Ramesh is given a $2013\times2013$ array of integers between $1$ and $2013$ both inclusive. He is allowed only $2$ operation.
1)Choose a row,subtract $1$ from each entry.
2)Choose a column ,add $1$ to each entry.
He would like to get and array where all integers are divisible by $2013$. Then how many arrays are possible?
Actually, this is not possible in general. This because the two operations decreases or increases, respectively, the total sum by exactly $2013$ upon application.
Thus if the sum of all elements in the array is, let's say, $2,025,079 = 2013\times 1006 + 1$, then you can never make all the elements divisible by $2013$, since the total sum always will be $1$ off from being divisible by $2013$.
Now, whether or not you can make all but one of the elements divisible by $2013$, or what happens if we assume the sum is divisible by $2013$ are questions too interesting for me to handle at the moment.
I'll assume that the question is how many $n\times n$ matrices with entries in $R=\Bbb Z/n\Bbb Z$ there exist that can be written as a sum of matrices with either single row of entries$~1$ and zeros elsewhere or a single column of entries$~1$ and zeros elsewhere, for $n=2013$. (By subtracting off that sum, the matrix can then be reduced to the zero matrix over $R$, and "addition is just repeated subtraction".)
If $n$ were a prime number, the answer would be $n^{2n-1}$ by simple linear algebra: the $n$ generating "row-matrices" and the $n$ generating "column matrices" each obviously span a vector space of dimension $n$ over the field$~R$, the two vector spaces of matrices being characterised by equality of all entries along rows respectively along columns. The intersection of these vector subspaces contains all matrices with all entries equal, and has dimension$~1$, so that the sum of the two subspaces is a subspace of dimension $n+n-1=2n-1$, which has $n^{2n-1}$ elements.

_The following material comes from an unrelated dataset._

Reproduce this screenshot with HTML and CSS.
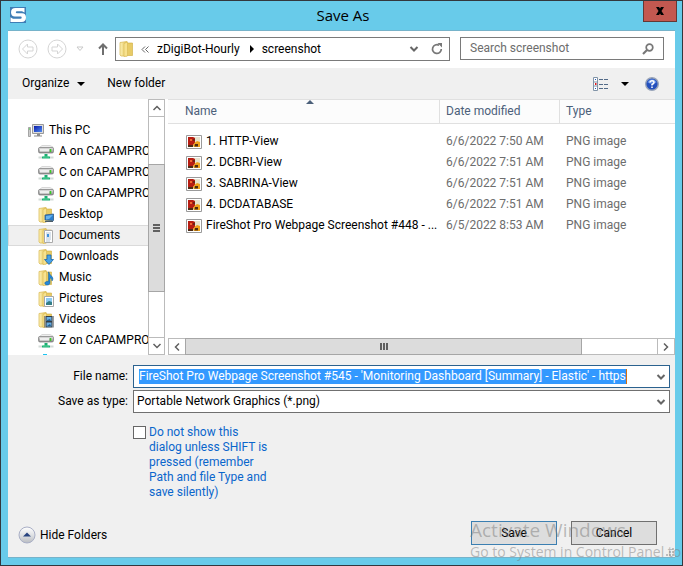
FILE: index.html
```html
<!DOCTYPE html>
<html lang="en">
<head>
<meta charset="utf-8">
<meta name="viewport" content="width=device-width, initial-scale=1">
<title>Save As</title>
<link rel="stylesheet" href="styles.css">
</head>
<body>
<svg class="defs" aria-hidden="true">
  <defs>
    <linearGradient id="gold" x1="0" x2="1" y1="0" y2="0">
      <stop offset="0" stop-color="#fdf2b8"/><stop offset="1" stop-color="#e3c14f"/>
    </linearGradient>
    <linearGradient id="metal" x1="0" x2="0" y1="0" y2="1">
      <stop offset="0" stop-color="#e4e4e4"/><stop offset="1" stop-color="#8b8b8b"/>
    </linearGradient>
    <linearGradient id="screen" x1="0" x2="1" y1="0" y2="1">
      <stop offset="0" stop-color="#0a1aa8"/><stop offset="1" stop-color="#4f8cf0"/>
    </linearGradient>
    <linearGradient id="orb" x1="0" x2="0" y1="0" y2="1">
      <stop offset="0" stop-color="#fff"/><stop offset=".5" stop-color="#dfe1e4"/><stop offset="1" stop-color="#b9bcc1"/>
    </linearGradient>
    <symbol id="folder" viewBox="0 0 16 16">
      <path d="M1 1.500 8 .500V15H2L1 14Z" fill="url(#gold)" stroke="#dcbc5c" stroke-width=".8"/>
      <path d="M8 2h5.500v12.500H7.500Z" fill="#e8cb66" stroke="#cfab3d" stroke-width=".6"/>
      <path d="M5 2.500 8.500 1v14L5 15.500Z" fill="#f7e28f" stroke="#d9b954" stroke-width=".6"/>
    </symbol>
    <symbol id="desktop" viewBox="0 0 16 16">
      <use href="#folder"/>
      <path d="m7 8 8.500-1v6.500L7 13Z" fill="#2a7fd0" stroke="#315b86" stroke-width=".8"/>
      <path d="m8 9 7-1-4 4-3 .5Z" fill="#69b4ed"/><path d="M7 14.500h8" stroke="#4b5c68"/>
    </symbol>
    <symbol id="documents" viewBox="0 0 16 16">
      <use href="#folder"/>
      <path d="M6.500 2.500h8v12h-8z" fill="#fff" stroke="#aaa"/>
      <path d="M8 5h5M8 7h5M8 9h5M8 11h5M8 13h4" stroke="#9eb6ce" stroke-width=".8"/>
      <path d="M9 6h2v3H9z" fill="#3d91dd"/>
    </symbol>
    <symbol id="downloads" viewBox="0 0 16 16">
      <use href="#folder"/>
      <path d="M9 6h4v4.500h2.500L11 15.500 6.500 10.500H9Z" fill="#49a2e5" stroke="#1b67ae" stroke-width=".8"/>
    </symbol>
    <symbol id="music" viewBox="0 0 16 16">
      <use href="#folder"/>
      <path d="M11 2c0 3 4 4 4 7l-1 2c0-3-2-3-2-3v5c0 2-4 3-5 1s2-3 3.500-2.500V2Z" fill="#2586d6" stroke="#176098" stroke-width=".5"/>
    </symbol>
    <symbol id="pictures" viewBox="0 0 16 16">
      <use href="#folder"/>
      <path d="M6.500 5.500h9v10h-9z" fill="#fff" stroke="#a8a8a8"/>
      <path d="M8 7h6v6H8z" fill="#8ccaf2"/><path d="m8 12 3-2 3 1v3H8Z" fill="#347d86"/>
    </symbol>
    <symbol id="videos" viewBox="0 0 16 16">
      <use href="#folder"/>
      <path d="M6.500 4h9v11.500h-9z" fill="#333d45"/><path d="M8.500 5h5v4h-5zM8.500 10.500h5v4h-5z" fill="#69aee4"/>
      <path d="m9 8 3-1 1 2H9Zm0 6 3-2 1 2Z" fill="#245f90"/>
      <path d="M7.500 4.500v11M14.500 4.500v11" stroke="#ddd" stroke-dasharray="1 1"/>
    </symbol>
    <symbol id="drive" viewBox="0 0 16 16">
      <path d="m2 3 2-1.500h8L15 3v1.500H1Z" fill="#eee" stroke="#bbb" stroke-width=".5"/>
      <path d="M.5 4.500Q.5 3.500 2 3.500h12q1.500 0 1.500 1v3q0 1.500-1.500 1.500H2Q.5 9 .5 7.500Z" fill="url(#metal)" stroke="#777" stroke-width=".7"/>
      <path d="M2 5h9v2.500H2z" fill="#eee"/><path d="M12.500 5v3" stroke="#38cf24" stroke-width="1.500"/>
      <path d="M6.500 10h3v2.500H12v2H4v-2h2.500Z" fill="#1cae72"/>
      <path d="M.5 12.500H4v2H.500zM12 12.500h3.500v2H12z" fill="#d4dbd8"/><path d="M5 13h6" stroke="#52d399"/>
    </symbol>
    <symbol id="computer" viewBox="0 0 16 16">
      <path d="M.5 4.500h2v9h-2z" fill="#ccc" stroke="#888" stroke-width=".7"/><path d="M1 6h1" stroke="#3c3"/>
      <path d="M4.500 1.500h11v9h-11z" fill="#ddd" stroke="#999"/><path d="M6 3h8v6H6z" fill="url(#screen)"/>
      <path d="M9 11h3v1.500h2v1H6v-1h3z" fill="#8c8c8c"/>
    </symbol>
    <symbol id="png" viewBox="0 0 16 14">
      <path d="M.5.5h15v13H.5z" fill="#fff" stroke="#9a9a9a"/><path d="M2 2h12v10H2z" fill="#e8e2cd"/>
      <path d="M2 2h5l2 1v5l-2 2H2Z" fill="#b71d12"/><path d="M4 4h2v2H4z" fill="#f06a32"/>
      <path d="M9 7.500 11 6l3 1v5H8l-1-2Z" fill="#efa21b"/><path d="M9 9h3v2.500H8.500zM2 10h5v2H2z" fill="#4e2c15"/>
      <path d="M7 4h2v2H7z" fill="#6e2515"/>
    </symbol>
    <symbol id="chev" viewBox="0 0 10 8"><path d="m1.500 2 3.500 3.500L8.500 2" fill="none" stroke="currentColor" stroke-width="2"/></symbol>
    <symbol id="thin" viewBox="0 0 10 10"><path d="m1.500 3 3.500 3.500L8.500 3" fill="none" stroke="currentColor" stroke-width="1.500"/></symbol>
  </defs>
</svg>
<div class="window">
  <header class="titlebar">
    <svg class="logo" viewBox="0 0 16 16" aria-hidden="true"><path d="M0 0h16v16H0z" fill="#3e7db5"/><path d="M14.500 1v4.500L12 4.200H7Q5.800 4.200 5.800 5.200T7 6.200h5q4 0 4 4.300T11.500 15H.5v-4.800L3 11.700h7.500q1.200 0 1.200-1.200T10.500 9.500H5Q1 9.500 1 5.300T5.500 1Z" fill="#fff"/></svg>
    <h1>Save As</h1>
    <button class="close" type="button" aria-label="Close"><svg viewBox="0 0 10 8"><path d="M1 0h3l1 1.500L6 0h3L6.500 4 9 8H6L5 6.500 4 8H1l2.500-4Z"/></svg></button>
  </header>
  <main>
    <nav class="navbar">
      <button class="plain" type="button" aria-label="Back"><svg width="20" height="20" viewBox="0 0 20 20"><g fill="none" stroke="#d5d5d5"><circle cx="10" cy="10" r="9"/><path d="m4.500 10 5-5v3h5.500v4H9.500v3Z"/></g></svg></button>
      <button class="plain" type="button" aria-label="Forward"><svg width="20" height="20" viewBox="0 0 20 20"><g fill="none" stroke="#d5d5d5"><circle cx="10" cy="10" r="9"/><path d="m15.500 10-5-5v3H5v4h5.500v3Z"/></g></svg></button>
      <button class="plain recent" type="button" aria-label="Recent locations"><svg width="8" height="6" viewBox="0 0 8 6"><path d="M1 1h6L4 4.500Z" fill="none" stroke="#c9c9c9"/></svg></button>
      <button class="plain up" type="button" aria-label="Up"><svg width="10" height="12" viewBox="0 0 10 12"><path d="M5 12V2M1 5.500 5 1.500l4 4" fill="none" stroke="#6f6f6f" stroke-width="2"/></svg></button>
      <div class="address">
        <svg class="i16" aria-hidden="true"><use href="#folder"/></svg>
        <svg class="back2" width="8" height="7" viewBox="0 0 8 7"><path d="M4 .5 1 3.500l3 3M7.500.5l-3 3 3 3" fill="none" stroke="#666"/></svg>
        <a href="#">zDigiBot-Hourly</a>
        <svg width="4" height="8" viewBox="0 0 4 8"><path d="m0 0 4 4-4 4Z"/></svg>
        <a href="#">screenshot</a>
        <button class="plain drop" type="button" aria-label="Previous locations"><svg width="10" height="8"><use href="#chev"/></svg></button>
        <button class="plain" type="button" aria-label="Refresh"><svg width="12" height="12" viewBox="0 0 12 12"><path d="M8 2.200A4.400 4.400 0 1 0 10.300 6" fill="none" stroke="#777" stroke-width="1.700"/><path d="M6.500 0h4.500v4.500Z" fill="#777"/></svg></button>
      </div>
      <div class="search">
        <input type="text" placeholder="Search screenshot" aria-label="Search screenshot">
        <svg width="12" height="12" viewBox="0 0 12 12" aria-hidden="true"><circle cx="7.500" cy="4.500" r="3.300" fill="none" stroke="#777" stroke-width="1.700"/><path d="M5 7 1 11" stroke="#777" stroke-width="2.200"/></svg>
      </div>
    </nav>
    <div class="toolbar">
      <button class="plain" type="button">Organize <svg width="8" height="4" viewBox="0 0 8 4"><path d="M0 0h8L4 4Z"/></svg></button>
      <button class="plain" type="button">New folder</button>
      <button class="plain views" type="button" aria-label="Change view"><svg width="16" height="14" viewBox="0 0 16 14"><path d="M.5.500h4v13h-4zM.5 5h4M.5 9h4" fill="#fff" stroke="#8194a8"/><path d="M2 2h1v1H2zM2 11h1v1H2z" fill="#2458b8"/><path d="M2 6h1.500v2H2z" fill="#e01818"/><path d="M6 2.500h4M11 2.500h4M6 7.500h4M11 7.500h4M6 11.500h4M11 11.500h4" stroke="#536b88"/></svg></button>
      <button class="plain" type="button" aria-label="More views"><svg width="8" height="4" viewBox="0 0 8 4"><path d="M0 0h8L4 4Z"/></svg></button>
      <button class="plain help" type="button" aria-label="Help"><svg width="14" height="14" viewBox="0 0 14 14"><circle cx="7" cy="7" r="6.300" fill="#2450bd" stroke="#9aa5b8" stroke-width="1.400"/><path d="M2.500 5.500a4.800 4.800 0 0 1 9 0Q7 8 2.500 5.500" fill="#638fe4"/><path d="M5 5.500Q5 3.800 7 3.800T9 5.500Q9 6.500 7 7.500v1M7 9.500V11" fill="none" stroke="#fff" stroke-width="1.500"/></svg></button>
    </div>
    <div class="panes">
      <nav class="tree">
        <ul>
          <li class="root"><svg class="i16"><use href="#computer"/></svg>This PC</li>
          <li><svg class="i16"><use href="#drive"/></svg>A on CAPAMPROD</li>
          <li><svg class="i16"><use href="#drive"/></svg>C on CAPAMPROD</li>
          <li><svg class="i16"><use href="#drive"/></svg>D on CAPAMPROD</li>
          <li><svg class="i16"><use href="#desktop"/></svg>Desktop</li>
          <li class="current"><svg class="i16"><use href="#documents"/></svg>Documents</li>
          <li><svg class="i16"><use href="#downloads"/></svg>Downloads</li>
          <li><svg class="i16"><use href="#music"/></svg>Music</li>
          <li><svg class="i16"><use href="#pictures"/></svg>Pictures</li>
          <li><svg class="i16"><use href="#videos"/></svg>Videos</li>
          <li><svg class="i16"><use href="#drive"/></svg>Z on CAPAMPROD</li>
          <li><svg class="i16" viewBox="0 0 16 16"><path d="M1 1h3v3H1zM5 0h4v4H5z" fill="#1cc4f2"/></svg></li>
        </ul>
      </nav>
      <div class="vscroll" aria-hidden="true">
        <span class="end"><svg class="flip" width="10" height="10"><use href="#thin"/></svg></span>
        <span class="space-a"></span><span class="thumb"><i></i></span><span class="space-b"></span>
        <span class="end"><svg width="10" height="10"><use href="#thin"/></svg></span>
      </div>
      <section class="files">
        <table>
          <colgroup><col><col class="c-date"><col class="c-type"></colgroup>
          <thead><tr><th class="sorted">Name<svg width="8" height="4" viewBox="0 0 8 4"><path d="M0 4h8L4 0Z" fill="#4c607a"/></svg></th><th>Date modified</th><th>Type</th></tr></thead>
          <tbody>
            <tr><td><svg class="thumbnail"><use href="#png"/></svg>1. HTTP-View</td><td>6/6/2022 7:50 AM</td><td>PNG image</td></tr>
            <tr><td><svg class="thumbnail"><use href="#png"/></svg>2. DCBRI-View</td><td>6/6/2022 7:51 AM</td><td>PNG image</td></tr>
            <tr><td><svg class="thumbnail"><use href="#png"/></svg>3. SABRINA-View</td><td>6/6/2022 7:51 AM</td><td>PNG image</td></tr>
            <tr><td><svg class="thumbnail"><use href="#png"/></svg>4. DCDATABASE</td><td>6/6/2022 7:51 AM</td><td>PNG image</td></tr>
            <tr><td><svg class="thumbnail"><use href="#png"/></svg>FireShot Pro Webpage Screenshot #448 - ...</td><td>6/5/2022 8:53 AM</td><td>PNG image</td></tr>
          </tbody>
        </table>
        <div class="hscroll" aria-hidden="true">
          <span class="end"><svg class="left" width="10" height="10"><use href="#thin"/></svg></span>
          <span class="thumb"><i></i></span><span class="space"></span>
          <span class="end"><svg class="right" width="10" height="10"><use href="#thin"/></svg></span>
        </div>
      </section>
    </div>
    <form class="fields">
      <label for="name">File name:</label>
      <div class="combo active">
        <input id="name" type="text" value="FireShot Pro Webpage Screenshot #545 - 'Monitoring Dashboard [Summary] - Elastic' - https">
        <button class="plain" type="button" aria-label="Previous names"><svg width="10" height="8"><use href="#chev"/></svg></button>
      </div>
      <label for="type">Save as type:</label>
      <div class="combo">
        <select id="type"><option>Portable Network Graphics (*.png)</option></select>
        <svg class="arrow" width="10" height="8" aria-hidden="true"><use href="#chev"/></svg>
      </div>
      <div class="option">
        <input id="silent" type="checkbox">
        <label for="silent">Do not show this dialog unless SHIFT is pressed (remember Path and file Type and save silently)</label>
      </div>
    </form>
    <footer>
      <button class="plain hide" type="button"><svg width="18" height="18" viewBox="0 0 18 18"><circle cx="9" cy="9" r="8" fill="url(#orb)" stroke="#a9afc6"/><path d="M5 10.500h8L9 6.500Z" fill="#27437f"/></svg>Hide Folders</button>
      <button class="push primary" type="button">Save</button>
      <button class="push" type="button">Cancel</button>
      <svg class="grip" width="8" height="8" viewBox="0 0 8 8" aria-hidden="true"><path d="M6 0h2v2H6zM3 3h2v2H3zM6 3h2v2H6zM0 6h2v2H0zM3 6h2v2H3zM6 6h2v2H6z" fill="#bcbcbc"/></svg>
    </footer>
  </main>
  <div class="watermark"><p class="big">Activate Windows</p><p>Go to System in Control Panel to</p></div>
</div>
</body>
</html>
```
FILE: styles.css
```css
* { box-sizing: border-box; }
body, h1, ul, p { margin: 0; padding: 0; }
body { font: 12px/15px Roboto, "Open Sans", sans-serif; color: #000; }
button, input, select { font: inherit; color: inherit; }
svg { display: block; flex: none; }
.defs { position: absolute; width: 0; height: 0; }
.plain { display: flex; align-items: center; padding: 0; border: 0; background: none; }
.i16 { width: 16px; height: 16px; }

.window { position: relative; display: flex; flex-direction: column; min-height: 100vh; padding: 0 7px 7px; border: 1px solid #33373d; background: #68cbea; overflow: hidden; }
.titlebar { display: grid; grid-template-columns: 34px 1fr 34px; height: 29px; padding-left: 1px; margin-right: -2px; }
.logo { width: 16px; height: 16px; margin: 6px 0 0 1px; }
h1 { font-family: "Open Sans", sans-serif; font-size: 15px; line-height: 29px; font-weight: 400; text-align: center; }
.close { display: grid; place-items: center; height: 21px; padding: 0; border: 1px solid #643835; border-top: 0; background: #c35850; }
.close svg { width: 10px; height: 8px; }
main { flex: 1; display: flex; flex-direction: column; border-top: 1px solid #76b3ca; border-bottom: 1px solid #76b3ca; background: #f0f0f0; }

.navbar { display: flex; align-items: flex-start; height: 37px; padding: 6px 11px 0 10px; background: #fff; }
.navbar > .plain { height: 24px; margin-right: 9px; }
.navbar > .recent { margin: 0 14px 0 0; }
.navbar > .up { margin-right: 7px; }
.address { flex: 324; min-width: 0; display: flex; align-items: center; height: 24px; padding: 0 6px 0 3px; border: 1px solid #7a7a7a; }
.address a { color: #000; text-decoration: none; margin: 0 10px 0 8px; }
.back2 { margin-left: 6px; }
.drop { margin: 0 12px 0 auto; }
.address .drop, .combo svg { color: #666; }
.search { flex: 184; min-width: 0; display: flex; align-items: center; height: 23px; margin-left: 10px; padding: 0 9px; border: 1px solid #7a7a7a; }
.search input { flex: 1; min-width: 0; padding: 0; border: 0; outline: 0; background: none; }
.search input::placeholder { color: #6d6d6d; opacity: 1; }

.toolbar { display: flex; align-items: center; height: 31px; padding: 0 16px 0 14px; }
.toolbar .plain { gap: 8px; margin-right: 22px; }
.toolbar .views { margin: 0 12px 0 auto; }
.toolbar .views + .plain { margin-right: 16px; }
.toolbar .help { margin: 0; }

.panes { display: grid; grid-template-columns: 140px 17px 1fr; height: 256px; background: #fff; }
.tree { overflow: hidden; }
.tree ul { height: 256px; padding-top: 21px; overflow: hidden; list-style: none; }
.tree li { display: flex; align-items: center; gap: 5px; height: 21px; padding-left: 29px; border: 1px solid transparent; border-right: 0; white-space: nowrap; }
.tree .root { padding-left: 19px; }
.tree .current { border-color: #dadada; background: #f0f0f0; }
.vscroll { display: flex; flex-direction: column; border: 1px solid #bbb; }
.end { display: grid; place-items: center; flex: 0 0 16px; color: #606060; }
.flip { transform: rotate(180deg); }
.left { transform: rotate(90deg); }
.right { transform: rotate(-90deg); }
.thumb { display: grid; place-items: center; background: #dcdcdc; border: 1px solid #a6a6a6; }
.vscroll .thumb { flex: 129; margin: 0 -1px; }
.vscroll .space-a { flex: 48; border-top: 1px solid #bbb; }
.vscroll .space-b { flex: 46; border-bottom: 1px solid #bbb; }
.vscroll i { width: 7px; height: 8px; background: repeating-linear-gradient(#606060 0 2px, transparent 2px 3px); }
.files { display: flex; flex-direction: column; min-width: 0; margin-left: 3px; }
table { width: 100%; table-layout: fixed; border-collapse: separate; border-spacing: 0; }
.c-date { width: 120px; }
.c-type { width: 115px; }
th { height: 25px; padding: 0 6px; border: 1px solid #e0e0e0; border-width: 1px 1px 1px 0; background: #fcfcfc; color: #4c607a; font-weight: 400; text-align: left; }
th:last-child { border-right: 0; }
th:first-child { padding-left: 17px; }
.sorted { position: relative; }
.sorted svg { position: absolute; top: 0; left: calc(50% + 2px); }
tbody::before { content: ""; display: block; height: 7px; }
td { height: 21px; padding: 0 6px; color: #6d6d6d; white-space: nowrap; overflow: hidden; }
td:first-child { padding: 0 0 0 18px; color: #000; }
.thumbnail { display: inline-block; width: 16px; height: 14px; margin-right: 4px; vertical-align: middle; }
.hscroll { display: flex; height: 17px; margin-top: auto; border: 1px solid #bbb; }
.hscroll .thumb { flex: 398; margin: -1px 0; }
.hscroll .space { flex: 75; border-right: 1px solid #bbb; }
.hscroll i { width: 8px; height: 7px; background: repeating-linear-gradient(90deg, #606060 0 2px, transparent 2px 3px); }

.fields { display: grid; grid-template-columns: 120px 1fr; gap: 2px 5px; align-items: center; padding: 10px 5px 0 0; }
.fields > label { text-align: right; }
.combo { position: relative; display: flex; align-items: center; min-width: 0; height: 23px; border: 1px solid #707070; background: #fff; }
.active { border-color: #2b628f; }
.combo input { field-sizing: content; min-width: 0; height: 15px; margin-left: 5px; padding: 0; border: 0; border-right: 1px solid #d47010; outline: 0; background: #3399ff; color: #fff; }
.combo .plain { margin: 0 3px 0 auto; }
.combo select { flex: 1; height: 21px; padding: 0 20px 0 3px; border: 0; appearance: none; background: none; }
.arrow { position: absolute; right: 3px; pointer-events: none; }
.option { grid-column: 2; display: flex; align-items: flex-start; gap: 3px; width: 138px; padding-top: 10px; color: #0a66cc; }
.option input { appearance: none; flex: none; width: 13px; height: 13px; margin: 1px 0 0; border: 1px solid #666; background: #fff; }

footer { position: relative; display: flex; align-items: center; gap: 14px; margin-top: auto; padding: 0 18px 12px 10px; }
.hide { gap: 4px; margin: 4px auto 0 0; }
.push { width: 86px; height: 24px; padding: 0; border: 1px solid #707070; background: #dddddd; }
.primary { border-color: #3c7fb1; }
.grip { position: absolute; right: 1px; bottom: 1px; }
.watermark { position: absolute; left: 469px; bottom: 3px; color: rgba(120, 120, 120, .48); font-family: "Open Sans", sans-serif; font-size: 14px; line-height: 20px; white-space: nowrap; pointer-events: none; }
.watermark .big { font-size: 19px; line-height: 24px; }
```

Now $n=2013=3\times11\times61$ is not prime, but the answer is still $n^{2n-1}$ in this case. To see this one basically reasons that the sum can be made direct by removing one generating element from one of the generating sets. So let us forbid using the matrix will entries$~1$ in the final row and zeros elsewhere, after all that matrix can be written as the sum of all "column matrices" minus the sum of all other row matrices. I claim that the remaining generators form an $R$-linearly independent set. Consider an $R$-linear combination giving the zero matrix. Since each entry in the final row occurs only in one generating element (a column matrix), the fact that the combination gives the zero matrix implies that that generating element has zero coefficient in the linear combination; this takes care of the column matrices. But a nontrivial $R$-linear combination of row matrices is clearly never zero, so we must have had the trivial linear combination of generators. As a consequence of the independence, all $n^{2n-1}$ possible $R$-linear combinations give distinct results, and by definition those are all the matrices that need to be counted.